▸ SOURCE DATA:

★ ★ ★ ★ ★ ★ ★

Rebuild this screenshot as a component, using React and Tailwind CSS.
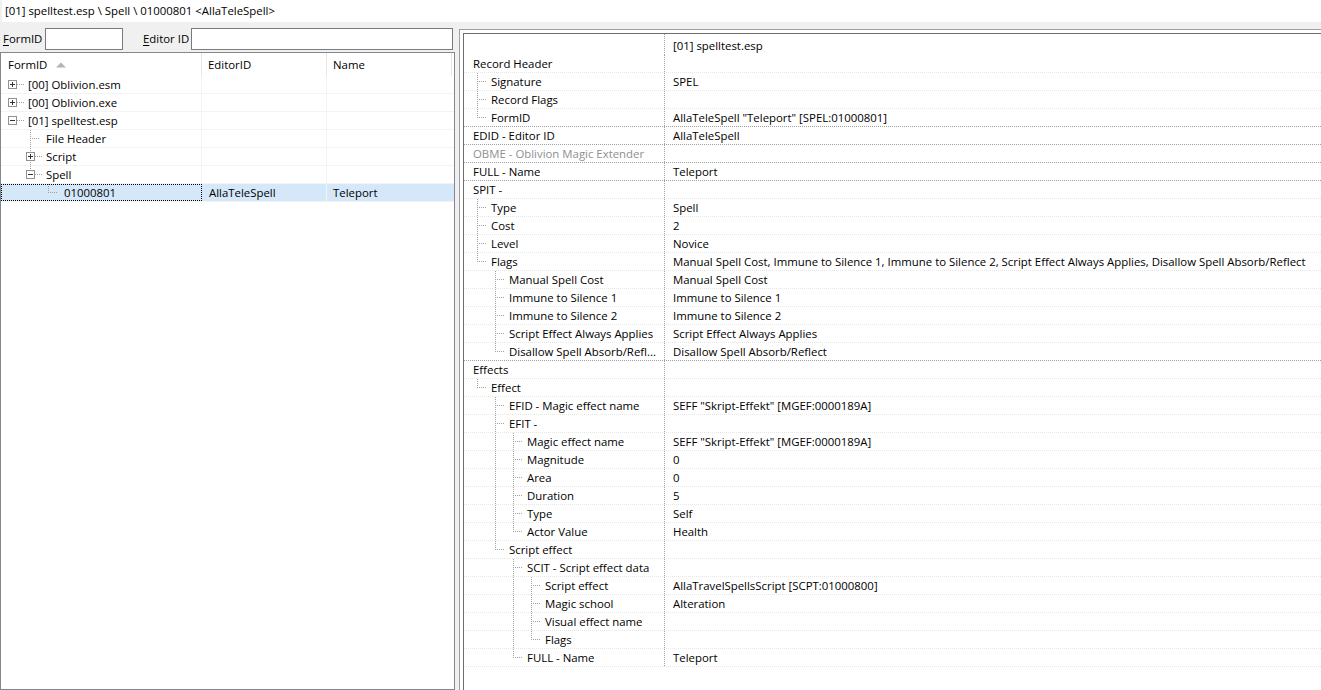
import React from 'react';

// left navigation tree (records of the loaded plugins)
const navRows = [
  { level: 0, btn: '+', text: '[00] Oblivion.esm' },
  { level: 0, btn: '+', text: '[00] Oblivion.exe' },
  { level: 0, btn: '-', text: '[01] spelltest.esp' },
  { level: 1, text: 'File Header' },
  { level: 1, btn: '+', text: 'Script' },
  { level: 1, btn: '-', text: 'Spell' },
  { level: 2, text: '01000801', editor: 'AllaTeleSpell', name: 'Teleport', selected: true },
];

// record view: label / value pairs
const viewRows = [
  { level: 0, label: 'Record Header' },
  { level: 1, label: 'Signature', value: 'SPEL' },
  { level: 1, label: 'Record Flags' },
  { level: 1, label: 'FormID', value: 'AllaTeleSpell "Teleport" [SPEL:01000801]' },
  { level: 0, label: 'EDID - Editor ID', value: 'AllaTeleSpell' },
  { level: 0, label: 'OBME - Oblivion Magic Extender', dim: true },
  { level: 0, label: 'FULL - Name', value: 'Teleport' },
  { level: 0, label: 'SPIT -' },
  { level: 1, label: 'Type', value: 'Spell' },
  { level: 1, label: 'Cost', value: '2' },
  { level: 1, label: 'Level', value: 'Novice' },
  {
    level: 1,
    label: 'Flags',
    value:
      'Manual Spell Cost, Immune to Silence 1, Immune to Silence 2, Script Effect Always Applies, Disallow Spell Absorb/Reflect',
  },
  { level: 2, label: 'Manual Spell Cost', value: 'Manual Spell Cost' },
  { level: 2, label: 'Immune to Silence 1', value: 'Immune to Silence 1' },
  { level: 2, label: 'Immune to Silence 2', value: 'Immune to Silence 2' },
  { level: 2, label: 'Script Effect Always Applies', value: 'Script Effect Always Applies' },
  { level: 2, label: 'Disallow Spell Absorb/Refl...', value: 'Disallow Spell Absorb/Reflect' },
  { level: 0, label: 'Effects' },
  { level: 1, label: 'Effect' },
  { level: 2, label: 'EFID - Magic effect name', value: 'SEFF "Skript-Effekt" [MGEF:0000189A]' },
  { level: 2, label: 'EFIT -' },
  { level: 3, label: 'Magic effect name', value: 'SEFF "Skript-Effekt" [MGEF:0000189A]' },
  { level: 3, label: 'Magnitude', value: '0' },
  { level: 3, label: 'Area', value: '0' },
  { level: 3, label: 'Duration', value: '5' },
  { level: 3, label: 'Type', value: 'Self' },
  { level: 3, label: 'Actor Value', value: 'Health' },
  { level: 2, label: 'Script effect' },
  { level: 3, label: 'SCIT - Script effect data' },
  { level: 4, label: 'Script effect', value: 'AllaTravelSpellsScript [SCPT:01000800]' },
  { level: 4, label: 'Magic school', value: 'Alteration' },
  { level: 4, label: 'Visual effect name' },
  { level: 4, label: 'Flags' },
  { level: 3, label: 'FULL - Name', value: 'Teleport' },
];

// is there another node at `level` below row i before the branch closes?
const hasNextAt = (rows, i, level) => {
  for (let j = i + 1; j < rows.length; j++) {
    if (rows[j].level < level) return false;
    if (rows[j].level === level) return true;
  }
  return false;
};

const withTree = (rows) =>
  rows.map((r, i) => {
    const cont = [];
    for (let k = 1; k < r.level; k++) cont.push(hasNextAt(rows, i, k));
    return { ...r, last: !hasNextAt(rows, i, r.level), cont };
  });

const LINE = '#a0a0a0';

const VLine = ({ x, y1, y2 }) => (
  <line x1={x + 0.5} y1={y1} x2={x + 0.5} y2={y2} stroke={LINE} strokeDasharray="1 1" shapeRendering="crispEdges" />
);
const HLine = ({ x1, x2, y }) => (
  <line x1={x1} y1={y + 0.5} x2={x2} y2={y + 0.5} stroke={LINE} strokeDasharray="1 1" shapeRendering="crispEdges" />
);

const ExpandBox = ({ cx, sign }) => (
  <g shapeRendering="crispEdges">
    <rect x={cx - 4 + 0.5} y={4.5} width={8} height={8} fill="#fff" stroke="#919191" />
    <line x1={cx - 2} y1={8.5} x2={cx + 3} y2={8.5} stroke="#333" />
    {sign === '+' && <line x1={cx + 0.5} y1={6} x2={cx + 0.5} y2={11} stroke="#333" />}
  </g>
);

function NavGutter({ row }) {
  const c = 11 + 18 * row.level;
  const w = 27 + 18 * row.level;
  return (
    <svg width={w} height={18} className="shrink-0">
      {row.cont.map((on, k) => (on ? <VLine key={k} x={11 + 18 * (k + 1)} y1={0} y2={18} /> : null))}
      {row.level > 0 && <VLine x={c} y1={0} y2={row.last ? 9 : 18} />}
      {row.btn ? (
        <>
          <HLine x1={c + 5} x2={c + 12} y={8} />
          <ExpandBox cx={c} sign={row.btn} />
        </>
      ) : (
        <HLine x1={c} x2={c + 10} y={8} />
      )}
    </svg>
  );
}

function ViewGutter({ row }) {
  const w = 9 + 18 * row.level;
  const c = 18 * row.level - 5;
  return (
    <svg width={w} height={18} className="shrink-0">
      {row.cont.map((on, k) => (on ? <VLine key={k} x={18 * (k + 1) - 5} y1={0} y2={18} /> : null))}
      {row.level > 0 && (
        <>
          <VLine x={c} y1={0} y2={row.last ? 9 : 18} />
          <HLine x1={c} x2={c + 9} y={8} />
        </>
      )}
    </svg>
  );
}

const SortArrow = () => (
  <svg width="10" height="6" className="ml-[9px] mt-[1px]">
    <path d="M0 5.5 L5 0.5 L10 5.5 Z" fill="#b4b4b4" />
  </svg>
);

function NavigationPane() {
  const rows = withTree(navRows);
  return (
    <div className="w-[455px] flex flex-col shrink-0">
      <div className="h-[30px] flex items-start pt-[6px]">
        <span className="w-[45px] shrink-0 pl-[3px] leading-[22px]">
          <span className="underline underline-offset-2">F</span>ormID
        </span>
        <div className="w-[78px] h-[22px] shrink-0 bg-white border border-[#7a7a7a]" />
        <span className="w-[68px] shrink-0 pl-[20px] leading-[22px]">
          <span className="underline underline-offset-2">E</span>ditor ID
        </span>
        <div className="w-[262px] h-[22px] shrink-0 bg-white border border-[#7a7a7a]" />
      </div>

      <div className="flex-1 bg-white border border-[#828790] flex flex-col">
        <div className="h-[23px] flex items-center">
          <div className="w-[201px] h-full flex items-center pl-[7px] border-r border-[#e5e5e5]">
            FormID
            <SortArrow />
          </div>
          <div className="w-[125px] h-full flex items-center pl-[6px] border-r border-[#e5e5e5]">EditorID</div>
          <div className="w-[125px] h-full flex items-center pl-[6px] border-r border-[#e5e5e5]">Name</div>
        </div>

        {rows.map((row, i) => (
          <div
            key={i}
            className={`h-[18px] flex border-b border-[#f3f3f3] ${row.selected ? 'bg-[#d5e8fa]' : ''}`}
          >
            <div
              className={`w-[201px] h-full flex items-center border-r ${
                row.selected ? 'outline outline-1 outline-dotted outline-[#000] -outline-offset-1 border-[#d5e8fa]' : 'border-[#f3f3f3]'
              }`}
            >
              <NavGutter row={row} />
              <span className="whitespace-nowrap">{row.text}</span>
            </div>
            <div className="w-[125px] h-full flex items-center pl-[7px] border-r border-[#f3f3f3]">{row.editor}</div>
            <div className="w-[125px] h-full flex items-center pl-[6px]">{row.name}</div>
          </div>
        ))}
      </div>
    </div>
  );
}

function RecordView() {
  const rows = withTree(viewRows);
  return (
    <div className="flex-1 mt-[7px] border-l border-t border-[#a0a0a0] bg-white pl-[3px] pt-[3px] flex">
      <div className="flex-1 border-l border-t border-[#6d6d6d] flex flex-col">
        <div className="h-[21px] flex">
          <div className="w-[201px] h-full border-r border-dotted border-[#a0a0a0]" />
          <div className="pl-[8px] pt-[3px] leading-[18px]">[01] spelltest.esp</div>
        </div>
        {rows.map((row, i) => {
          const next = rows[i + 1];
          const groupEnd = next && next.level === 0;
          return (
            <div
              key={i}
              className={`h-[18px] flex border-b border-dotted ${groupEnd ? 'border-[#a0a0a0]' : 'border-[#e6e6e6]'}`}
            >
              <div className="w-[201px] h-full flex items-center border-r border-dotted border-[#a0a0a0] overflow-hidden">
                <ViewGutter row={row} />
                <span className={`whitespace-nowrap ${row.dim ? 'text-[#8f8f8f]' : ''}`}>{row.label}</span>
              </div>
              <div className="flex-1 h-full flex items-center pl-[8px] whitespace-nowrap">{row.value}</div>
            </div>
          );
        })}
      </div>
    </div>
  );
}

export default function App() {
  return (
    <div className="w-[1321px] h-[690px] overflow-hidden bg-[#f0f0f0] flex flex-col text-[#000] font-['Open_Sans',sans-serif] text-[11.4px] leading-[18px]">
      <div className="h-[22px] ml-[2px] bg-white flex items-center pl-[3px] shrink-0">
        {'[01] spelltest.esp \\ Spell \\ 01000801 <AllaTeleSpell>'}
      </div>
      <div className="flex-1 flex min-h-0">
        <NavigationPane />
        <div className="w-[4px] shrink-0" />
        <RecordView />
      </div>
    </div>
  );
}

★ ★ ★ ★ ★ ★ ★

▸ WHAT NEEDS TO BE DONE:
Leave out the pictures and repeat exactly the lines from the start of the material through the line that contains "import React from 'react';", both included.

▸ SOLUTION TO THE EXERCISE:
Rebuild this screenshot as a component, using React and Tailwind CSS.
import React from 'react';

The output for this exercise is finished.